Popular, BBVA & Sabadell Have Lowered Their Lending Rates The Most

18 February 2015 – Expansión

«We will have to work up a sweat»: Warned the Chairman of the Banking Association, José María Roldán, at the end of last year, when he predicted that the fierce competition between financial institutions to supply credit to solvent clients in Spain would continue well into 2015.

The economic recovery, the lower cost of financing and the ever declining profitability of fixed income securities are spurring a trade war between the banks, which first took each other on in a battle to provide loans to SMEs and then moved onto mortgages.

In the race to expand their customer bases and secure customer loyalty, whilst at the same time protecting their market shares, banks have reduced the cost of credit in the last year, although the size of the reductions vary a lot between entities, according to information compiled from their respective results presentations.

Popular, BBVA and Sabadell have lowered their lending rates the most in the last year. The entity led by Ángel Ron (Popular) leads the ranking in terms of commercial aggressiveness, with a decrease of 34 basis points, which placed its credit yield at 3.53% at the end of 2014. Even so, its yield remains the highest in the Spanish banking sector.

Next, BBVA and Sabadell have applied a price cut of 20 and 19 basis points, respectively, bringing their interest rates to 3.32% and 2.80% in each case.

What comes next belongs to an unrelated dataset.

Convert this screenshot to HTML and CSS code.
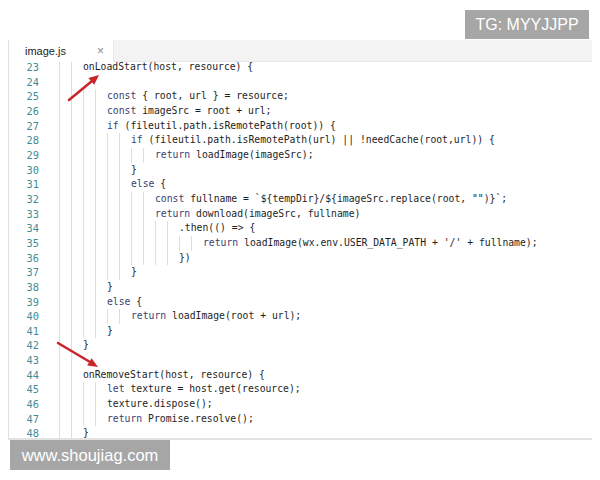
FILE: index.html
```html
<!DOCTYPE html>
<html>
<head>
<meta charset="utf-8">
<link rel="stylesheet" href="styles.css">
</head>
<body>
<div class="editor">
  <div class="tabbar">
    <div class="tab"><span class="tab-name">image.js</span><span class="tab-close">×</span></div>
  </div>
  <div class="code">
    <div class="lines">
      <div class="row"><span class="num">23</span><span class="src l0">onLoadStart(host, resource) {</span></div>
      <div class="row"><span class="num">24</span><span class="src l0"></span></div>
      <div class="row"><span class="num">25</span><span class="src l1"><span class="k">const</span> { root, url } = resource;</span></div>
      <div class="row"><span class="num">26</span><span class="src l1"><span class="k">const</span> imageSrc = root + url;</span></div>
      <div class="row"><span class="num">27</span><span class="src l1"><span class="k">if</span> (fileutil.path.isRemotePath(root)) {</span></div>
      <div class="row"><span class="num">28</span><span class="src l2"><span class="k">if</span> (fileutil.path.isRemotePath(url) || !needCache(root,url)) {</span></div>
      <div class="row"><span class="num">29</span><span class="src l3"><span class="k">return</span> loadImage(imageSrc);</span></div>
      <div class="row"><span class="num">30</span><span class="src l2">}</span></div>
      <div class="row"><span class="num">31</span><span class="src l2"><span class="k">else</span> {</span></div>
      <div class="row"><span class="num">32</span><span class="src l3"><span class="k">const</span> fullname = `${tempDir}/${imageSrc.replace(root, "")}`;</span></div>
      <div class="row"><span class="num">33</span><span class="src l3"><span class="k">return</span> download(imageSrc, fullname)</span></div>
      <div class="row"><span class="num">34</span><span class="src l4">.then(() =&gt; {</span></div>
      <div class="row"><span class="num">35</span><span class="src l5"><span class="k">return</span> loadImage(wx.env.USER_DATA_PATH + '/' + fullname);</span></div>
      <div class="row"><span class="num">36</span><span class="src l4">})</span></div>
      <div class="row"><span class="num">37</span><span class="src l2">}</span></div>
      <div class="row"><span class="num">38</span><span class="src l1">}</span></div>
      <div class="row"><span class="num">39</span><span class="src l1"><span class="k">else</span> {</span></div>
      <div class="row"><span class="num">40</span><span class="src l2"><span class="k">return</span> loadImage(root + url);</span></div>
      <div class="row"><span class="num">41</span><span class="src l1">}</span></div>
      <div class="row"><span class="num">42</span><span class="src l0">}</span></div>
      <div class="row"><span class="num">43</span><span class="src l0"></span></div>
      <div class="row"><span class="num">44</span><span class="src l0">onRemoveStart(host, resource) {</span></div>
      <div class="row"><span class="num">45</span><span class="src l1"><span class="k">let</span> texture = host.get(resource);</span></div>
      <div class="row"><span class="num">46</span><span class="src l1">texture.dispose();</span></div>
      <div class="row"><span class="num">47</span><span class="src l1"><span class="k">return</span> Promise.resolve();</span></div>
      <div class="row"><span class="num">48</span><span class="src l0">}</span></div>
    </div>
  </div>
</div>
<svg class="arrows" width="600" height="480" viewBox="0 0 600 480">
  <line x1="69" y1="100" x2="92" y2="81" stroke="#c9262c" stroke-width="2.6" stroke-linecap="round"/>
  <polygon points="99,75 94.2,84.8 88.4,78" fill="#c9262c"/>
  <line x1="58" y1="343" x2="90" y2="362" stroke="#c9262c" stroke-width="2.6" stroke-linecap="round"/>
  <polygon points="98,367 87.2,365.6 91.6,358.2" fill="#c9262c"/>
</svg>
<div class="badge badge-top">TG: MYYJJPP</div>
<div class="badge badge-bottom">www.shoujiag.com</div>
</body>
</html>
```

FILE: styles.css
```css
html, body {
  margin: 0;
  padding: 0;
  background: #ffffff;
}
body {
  width: 600px;
  height: 480px;
  padding: 40px 8px 0 8px;
  box-sizing: border-box;
  position: relative;
  overflow: hidden;
  font-family: "Liberation Sans", Arial, sans-serif;
}
.editor {
  width: 584px;
  height: 400px;
  box-sizing: border-box;
  border-left: 1px solid #e0e0e0;
  border-bottom: 2px solid #e2e2e2;
  display: flex;
  flex-direction: column;
  background: #fff;
}
.tabbar {
  height: 22px;
  flex: none;
  box-sizing: border-box;
  background: #f3f3f3;
  border-bottom: 1px solid #e6e6e6;
  display: flex;
}
.tab {
  width: 105px;
  height: 22px;
  box-sizing: border-box;
  background: #fff;
  border-right: 1px solid #e9e9e9;
  display: flex;
  align-items: center;
  padding-left: 16px;
}
.tab-name {
  font-size: 11px;
  color: #222;
  width: 72px;
}
.tab-close {
  font-size: 12px;
  color: #8a8a8a;
}
.code {
  flex: 1;
  overflow: hidden;
}
.lines {
  margin-top: -2px;
}
.row {
  display: flex;
  height: 14.67px;
  line-height: 14.67px;
  font-family: "DejaVu Sans Mono", "Liberation Mono", monospace;
  white-space: pre;
}
.num {
  width: 30px;
  margin-right: 20px;
  text-align: right;
  font-size: 10.3px;
  color: #3f8c96;
  flex: none;
}
.src {
  flex: 1;
  font-size: 9.75px;
  color: #1e1e1e;
  background-image: repeating-linear-gradient(90deg, #dedede 0 1px, transparent 1px 12px);
  background-repeat: no-repeat;
  background-position: 0 0;
}
.l0 { padding-left: 24px; background-size: 24px 100%; }
.l1 { padding-left: 48px; background-size: 48px 100%; }
.l2 { padding-left: 72px; background-size: 72px 100%; }
.l3 { padding-left: 96px; background-size: 96px 100%; }
.l4 { padding-left: 120px; background-size: 120px 100%; }
.l5 { padding-left: 144px; background-size: 144px 100%; }
.k {
  color: #393f74;
}
.arrows {
  position: absolute;
  left: 0;
  top: 0;
  pointer-events: none;
}
.badge {
  position: absolute;
  background: #a6a6a6;
  color: #fff;
  font-family: "Liberation Sans", Arial, sans-serif;
  display: flex;
  align-items: center;
  justify-content: center;
}
.badge-top {
  left: 465px;
  top: 10px;
  width: 124px;
  height: 29px;
  font-size: 16px;
}
.badge-bottom {
  left: 10px;
  top: 440px;
  width: 160px;
  height: 30px;
  font-size: 16.5px;
}
```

To a lesser extent, Santander has also made its loans in Spain cheaper (by -6 basis points), and so too have Caixabank (-2 basis points) and Bankinter (by one basis point).

Popular, Sabadell and BBVA also lowered their lending rates during the last quarter of 2014, with respect to the previous quarter, whereas all of the other entities chose to maintain their rates unchanged. In any case, the downwards trend in the price of loans granted by Spanish banks is mitigated by the fact that the overall yield depends on the performance of the whole portfolio and not only on that of new loans.

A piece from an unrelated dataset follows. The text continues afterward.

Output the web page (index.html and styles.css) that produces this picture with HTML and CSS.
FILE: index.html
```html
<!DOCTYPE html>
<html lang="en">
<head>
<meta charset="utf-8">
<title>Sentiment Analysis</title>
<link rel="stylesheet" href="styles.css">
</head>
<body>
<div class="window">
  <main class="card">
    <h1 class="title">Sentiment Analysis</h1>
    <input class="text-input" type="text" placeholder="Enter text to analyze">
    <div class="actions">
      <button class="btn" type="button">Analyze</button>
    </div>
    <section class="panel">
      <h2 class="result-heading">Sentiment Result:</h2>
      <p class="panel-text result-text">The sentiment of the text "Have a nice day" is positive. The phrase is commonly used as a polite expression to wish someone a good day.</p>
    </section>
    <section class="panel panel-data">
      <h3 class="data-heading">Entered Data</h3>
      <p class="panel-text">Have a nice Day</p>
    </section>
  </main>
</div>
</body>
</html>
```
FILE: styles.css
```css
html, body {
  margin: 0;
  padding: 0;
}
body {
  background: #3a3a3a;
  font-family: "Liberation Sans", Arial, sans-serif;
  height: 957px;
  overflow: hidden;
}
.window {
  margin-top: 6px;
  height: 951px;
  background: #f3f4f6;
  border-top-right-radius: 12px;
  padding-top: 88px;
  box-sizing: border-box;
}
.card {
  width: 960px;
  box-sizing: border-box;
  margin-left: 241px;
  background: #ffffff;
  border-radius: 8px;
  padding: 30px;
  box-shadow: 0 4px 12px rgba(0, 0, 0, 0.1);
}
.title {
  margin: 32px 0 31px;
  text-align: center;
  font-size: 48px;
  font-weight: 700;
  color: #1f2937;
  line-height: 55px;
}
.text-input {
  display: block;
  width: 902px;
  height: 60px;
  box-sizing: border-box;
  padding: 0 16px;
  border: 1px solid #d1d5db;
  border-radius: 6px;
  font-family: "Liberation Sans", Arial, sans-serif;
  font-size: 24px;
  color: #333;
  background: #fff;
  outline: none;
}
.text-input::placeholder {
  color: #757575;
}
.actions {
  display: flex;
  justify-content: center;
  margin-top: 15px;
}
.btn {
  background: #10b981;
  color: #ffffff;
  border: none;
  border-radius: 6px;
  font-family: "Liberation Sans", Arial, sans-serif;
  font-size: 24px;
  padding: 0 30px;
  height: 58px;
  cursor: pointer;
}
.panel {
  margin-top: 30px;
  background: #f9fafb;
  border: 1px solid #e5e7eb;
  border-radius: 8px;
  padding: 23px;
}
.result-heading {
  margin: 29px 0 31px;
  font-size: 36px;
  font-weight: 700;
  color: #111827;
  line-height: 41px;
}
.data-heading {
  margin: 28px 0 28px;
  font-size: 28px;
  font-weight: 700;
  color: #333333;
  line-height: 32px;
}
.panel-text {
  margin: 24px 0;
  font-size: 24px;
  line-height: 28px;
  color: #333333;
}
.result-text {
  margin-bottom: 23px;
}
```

Bankia is not included in this analysis, because it has not yet presented its results for 2014. It is awaiting notification of the percentage of the charge that the Fund for Orderly Bank Restructuring (the FROB) will assume in the payment of compensation for the claims made against its IPO in 2011.

The banks consider that reducing returns on deposits will continue to offset the lower returns on its loans, and therefore they will avoid any squeeze on their client margins, which is following a slight upwards trend, and will allow them to protect their results from the top of the income statement.

However, the price of retail liabilities is ever closer to bottoming out, and therefore the main challenge facing the banks in the short term is to try to offset cheaper loans with higher volumes during a year in which the total credit balance will remain stable or increase slightly, according to some entities.

In any case, in the second phase of the loan war that has begun this year, price is not the only competitive advantage being offered by the banks; they are also increasingly striving to adapt their products to the needs of clients.

In terms of loans to companies, businesses value the speed of response to their loan requests and in-depth knowledge of their business and needs. In terms of the mortgage offer, the requirement to link them to other indicators and products (payroll, average balances, credit cards, insurance, pensions, etc.) is decreasing and the amount loaned as a percentage of the property value (LTV) is increasing.